Wednesday, February 17, 2016

I Refuse To Sell Stocks At A Loss

In my years of investing, I have always refused to sell stocks at a loss.  Now I know some people may think this is foolish since many investors sell at a loss to harvest capital losses or to cut their losses.  Personally, I would rather hold a stock with huge unrealized losses on paper than to sell them and realize those losses as a reality.  If you don't sell the stock at a loss, you don't actually recognize the loss; you just have an unrealized loss on paper.  Once you sell it, that money is lost and gone.  I know people say you sell to cut your losses, but for me, if I'm a long term investor, then I plan on sticking around for the long haul.  Most people forget that when you purchase a stock, you are essentially purchasing a business.  Every business will have its ups and downs; you just have to be able to stick with them through the good times and the bad times.

To give some illustrations, my parents had purchased MSFT and AOL for me when I was a teenager.  MSFT performed exceptionally well in those early years, but after AAPL came out with the iPod, the iPhone, and the iPad, MSFT shares started to plummet.  I know many people who decided to sell during that time out of fear that tablets would make desktop and laptop computers obsolete.  I continued to hold onto MSFT through the rough patches, reinvesting all dividends.  Now MSFT is trading above $50 per share and has rewarded shareholders with nice dividend increases.  AOL, on the other hand, is a different story.   AOL eventually became TWX and TWC, which both resulted in huge unrealized losses for me.  I refused to sell them at a loss so I just slowly and faithfully continued to reinvest those dividends.  Then one day, due to an acquisition, TWC shares shot up significantly.  At that point in time, I was able to sell those shares at a gain.  Now I'm waiting and hoping for TWX to eventually go up in price at which I will sell at a gain.  If not, I will just continue to reinvest the dividends and see what happens.

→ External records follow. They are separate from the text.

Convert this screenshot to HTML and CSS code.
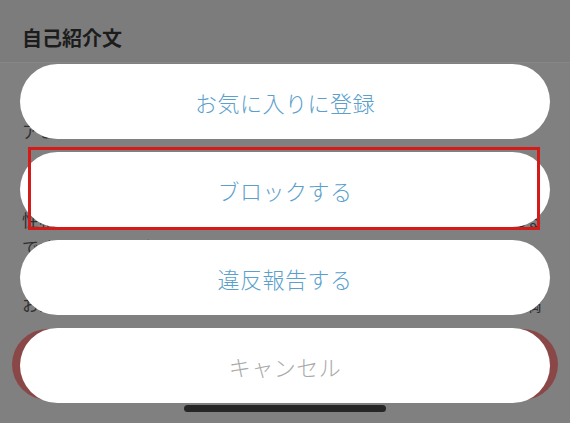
FILE: index.html
```html
<!DOCTYPE html>
<html lang="ja">
<head>
    <meta charset="UTF-8">
    <meta name="viewport" content="width=device-width, initial-scale=1.0">
    <title>プロフィール</title>
    <link rel="stylesheet" href="styles.css">
</head>
<body>

    <div class="page">
        <div class="page-header">自己紹介文</div>
        <div class="page-body">
            <p class="label">アピールポイント</p>
            <p class="para">性格は明るく、誰とでもすぐ仲良くなれるタイプだとよく言われる</p>
            <p class="para">です。よろしくお願いします。</p>
            <p class="para gap">お互い楽しく過ごせる方と出会えたら嬉しいです。休日を一緒に満</p>
            <div class="main-btn"></div>
        </div>
    </div>

    <!-- action sheet over the dimmed page -->
    <div class="sheet">
        <button class="sheet-btn">お気に入りに登録</button>
        <button class="sheet-btn">ブロックする</button>
        <button class="sheet-btn">違反報告する</button>
        <button class="sheet-btn cancel">キャンセル</button>
    </div>
    <div class="highlight"></div>
    <div class="home-bar"></div>

</body>
</html>
```

FILE: styles.css
```css
body {
    font-family: "Noto Sans CJK JP", "Noto Sans", sans-serif;
    background-color: #808080; /* dimmed page */
    margin: 0;
    padding: 0;
    width: 570px;
    height: 423px;
    overflow: hidden;
    position: relative;
}
.page-header {
    height: 63px;
    padding: 0 22px 10px;
    box-sizing: border-box;
    display: flex;
    align-items: flex-end;
    font-size: 20px;
    font-weight: bold;
    color: #1c1c1c;
    background: #7c7c7c;
    border-bottom: 1px solid #868686;
}
.page-body {
    padding: 0 22px;
    color: #303030;
}
.label {
    margin: 0;
    padding-top: 56px;
    font-size: 17px;
    line-height: 24px;
}
.para {
    margin: 0;
    font-size: 17px;
    line-height: 27px;
    letter-spacing: 0.4px;
    white-space: nowrap;
}
.label + .para {
    margin-top: 63px;
}
.para.gap {
    margin-top: 30px;
}
.main-btn {
    margin: 12px -10px 0;
    height: 71px;
    border-radius: 36px;
    background: #8a4747;
}
.sheet {
    position: absolute;
    top: 64px;
    left: 20px;
    right: 20px;
    display: flex;
    flex-direction: column;
    gap: 13px;
}
.sheet-btn {
    height: 75px;
    border: none;
    border-radius: 38px;
    background: #ffffff;
    font-family: inherit;
    font-size: 22px;
    font-weight: 300;
    color: #5c9fcd;
    letter-spacing: 0.5px;
}
.sheet-btn.cancel {
    color: #a9a9a9;
}
.highlight {
    position: absolute;
    top: 147px;
    left: 28px;
    width: 506px;
    height: 77px;
    border: 3px solid #d51a1a;
}
.home-bar {
    position: absolute;
    top: 405px;
    left: 184px;
    width: 202px;
    height: 7px;
    border-radius: 4px;
    background: #262626;
}
```
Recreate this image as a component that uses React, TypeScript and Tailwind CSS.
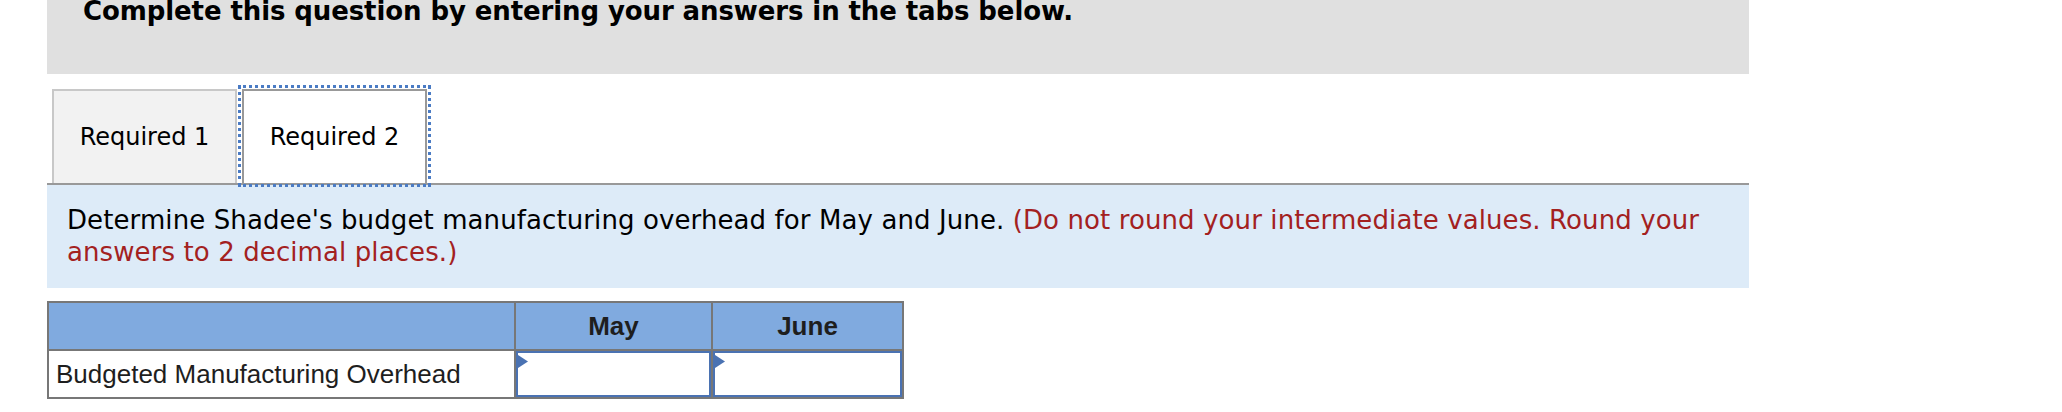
const verdana = { fontFamily: '"DejaVu Sans", Verdana, sans-serif' };

function Tabs() {
  return (
    <div className="flex items-end pt-[15px] pl-[5px] border-b-2 border-[#999999] h-[111px]">
      <div className="w-[185px] h-[94px] flex items-center justify-center bg-[#f2f2f2] border-2 border-b-0 border-[#c8c8c8] text-[24px] text-black">
        Required 1
      </div>
      <div className="ml-[5px] w-[185px] h-[94px] flex items-center justify-center bg-white border-2 border-b-0 border-[#999999] text-[24px] text-black outline-[3px] outline-dotted outline-[#4a7bc4] outline-offset-[1px]">
        Required 2
      </div>
    </div>
  );
}

function InputCell() {
  return (
    <div className="relative bg-white border-2 border-[#4a72b2] h-full">
      <svg className="absolute left-0 top-[2px]" width="10" height="13" viewBox="0 0 10 13">
        <polygon points="0,0 10,6.5 0,13" fill="#4a72b2" />
      </svg>
    </div>
  );
}

export default function App() {
  return (
    <div className="w-[2062px] h-[412px] bg-white overflow-hidden" style={verdana}>
      <div className="ml-[47px] w-[1702px]">
        <div className="flow-root h-[74px] bg-[#e0e0e0] pl-[36px]">
          <h2 className="-mt-[2px] text-[26px] font-bold leading-none text-black tracking-[-0.1px]">
            Complete this question by entering your answers in the tabs below.
          </h2>
        </div>

        <Tabs />

        <div className="bg-[#ddebf8] pl-[20px] pr-[20px] pt-[19px] h-[103px] text-[26px] leading-[32px] text-black tracking-[0.1px]">
          Determine Shadee's budget manufacturing overhead for May and June.{' '}
          <span className="text-[#a3211f]">
            (Do not round your intermediate values. Round your answers to 2 decimal places.)
          </span>
        </div>

        <div
          className="mt-[13px] w-[857px] grid grid-cols-[465px_195px_189px] grid-rows-[46px_46px] gap-[2px] p-[2px] bg-[#777777] text-[26px] text-[#1e1e1e]"
          style={{ fontFamily: '"Liberation Sans", Arial, sans-serif' }}
        >
          <div className="bg-[#80aadf]" />
          <div className="bg-[#80aadf] flex items-center justify-center font-bold">May</div>
          <div className="bg-[#80aadf] flex items-center justify-center font-bold">June</div>
          <div className="bg-white flex items-center pl-[7px]">Budgeted Manufacturing Overhead</div>
          <InputCell />
          <InputCell />
        </div>
      </div>
    </div>
  );
}
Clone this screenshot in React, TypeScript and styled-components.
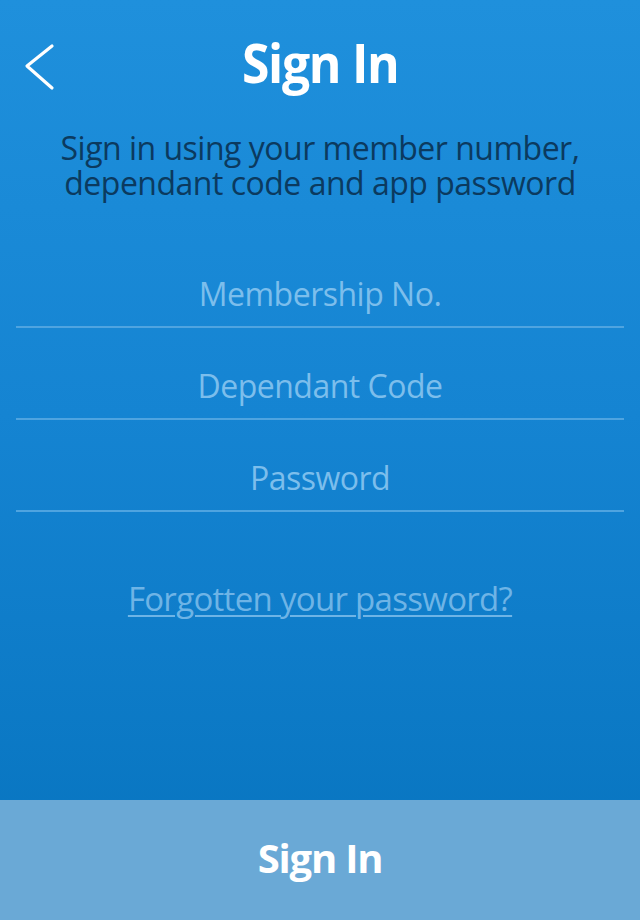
import React from 'react';
import styled, { createGlobalStyle } from 'styled-components';

const GlobalStyle = createGlobalStyle`
    html, body {
        margin: 0;
        padding: 0;
        height: 100%;
    }
    body {
        font-family: "Open Sans", "Noto Sans", sans-serif;
    }
`;

const Screen = styled.div`
    width: 640px;
    height: 920px;
    display: flex;
    flex-direction: column;
    background: linear-gradient(180deg, #1f90dc 0%, #1584d2 45%, #0673be 100%);
    overflow: hidden;
`;

const Header = styled.header`
    height: 128px;
    display: flex;
    align-items: center;
    justify-content: center;
    position: relative;
`;

const BackButton = styled.button`
    position: absolute;
    left: 22px;
    top: 42px;
    width: 36px;
    height: 50px;
    padding: 0;
    border: none;
    background: none;
    cursor: pointer;
`;

const Title = styled.h1`
    margin: 0 0 4px;
    color: #fff;
    font-size: 53px;
    font-weight: 700;
    letter-spacing: -1.4px;
    transform: scaleX(0.94);
`;

const Intro = styled.p`
    margin: 0;
    padding-top: 2px;
    text-align: center;
    color: #0b3a5f;
    font-size: 32px;
    line-height: 35px;
    letter-spacing: -0.5px;
`;

const Form = styled.form`
    display: flex;
    flex-direction: column;
    padding: 36px 16px 0;
`;

const Field = styled.input`
    box-sizing: border-box;
    height: 92px;
    padding: 24px 0 0;
    border: none;
    border-bottom: 2px solid #4fa4e0;
    background: transparent;
    text-align: center;
    font-family: inherit;
    font-size: 32px;
    color: #fff;
    outline: none;

    &::placeholder {
        color: #7cbeec;
        letter-spacing: -0.5px;
    }
`;

const Forgot = styled.a`
    align-self: center;
    margin-top: 64px;
    color: #6eb4e6;
    font-size: 33px;
    letter-spacing: -0.7px;
    text-decoration: underline;
    text-decoration-thickness: 2px;
    text-underline-offset: 4px;
`;

const Spacer = styled.div`
    flex: 1;
`;

const SubmitButton = styled.button`
    height: 120px;
    padding: 0 0 6px;
    border: none;
    background: #6aa9d6;
    color: #fff;
    font-family: inherit;
    font-size: 40px;
    font-weight: 700;
    letter-spacing: -1.2px;
    cursor: pointer;
`;

const fields = ['Membership No.', 'Dependant Code', 'Password'];

const Chevron = () => (
    <svg width="36" height="50" viewBox="0 0 36 50">
        <polyline points="30,4 5,24 30,46" fill="none" stroke="#fff" strokeWidth="3.2" strokeLinecap="round" strokeLinejoin="round" />
    </svg>
);

const App = () => (
    <Screen>
        <GlobalStyle />
        <Header>
            <BackButton aria-label="Back">
                <Chevron />
            </BackButton>
            <Title>Sign In</Title>
        </Header>
        <Intro>
            Sign in using your member number,<br />
            dependant code and app password
        </Intro>
        <Form>
            {fields.map(f => (
                <Field key={f} placeholder={f} type={f === 'Password' ? 'password' : 'text'} />
            ))}
            <Forgot href="#">Forgotten your password?</Forgot>
        </Form>
        <Spacer />
        <SubmitButton>Sign In</SubmitButton>
    </Screen>
);

export default App;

My last example is when I purchased TM in college.  I had read from many textbooks that Toyota is a company that focuses on quality.  Every textbook would cite Toyota as an example every time it talked about quality and so, I decided to invest in that company.  It was doing pretty well for me until the brake recall.  During that time, TM took a serious hit in stock price, but I refused to sell.  I just kept holding on until I was eventually able to sell it at a gain.  I still believe that TM is a solid company.  However, it's not a company that fits into my retirement strategy when it comes to stocks since it is not a dividend growth stock.

Long story short, I have not (thank God) recognized any losses on my stock investments because of my mindset to refuse to sell a stock at a loss.  I would rather hold the stock forever and collect dividends than to realize a loss.  It's similar to buying a real estate property.  The real estate fair market value may go down in price, but as long as you don't sell it, you don't actually recognize the loss.  Even if the real estate property is appraised at a lower value, you can always rent it out and collect rental income off it.

What are your views about selling stocks at a loss?  Do you ever sell stocks at a loss?  If you do, what's your criteria to sell?


  1. I have a similar mentality but only for stocks that have sustainability and that is the big question. Before scandals like Lehman bros, Enron, tyco, etc... It was easy to buy and hold forever. However consider if a stock is declining rapidly on its way to bankruptcy and the stock delisted or removed completely. Then you would be far better selling at a loss than literally losing 100%. So pick the right stocks and you shouldn't have too much to worry about.

    One other point. If stock A takes 5 years to get you above your cost basis, but another stock B could do it in 1 year, wouldn't it be worth it to sell A for a loss and buy B?

    Anyway, I get your point and I do tend to agree in general but there are some caveats to consider.

    Thanks for making me think :)

    1. Hi Adam,

      You brought up some very good points. One point I didn't consider was opportunity cost. You are absolutely right; if stock A takes 5 years to get above cost basis, but stock B could do it in 1 year, it would be worth it to sell A at a loss and buy B. Thanks for your input.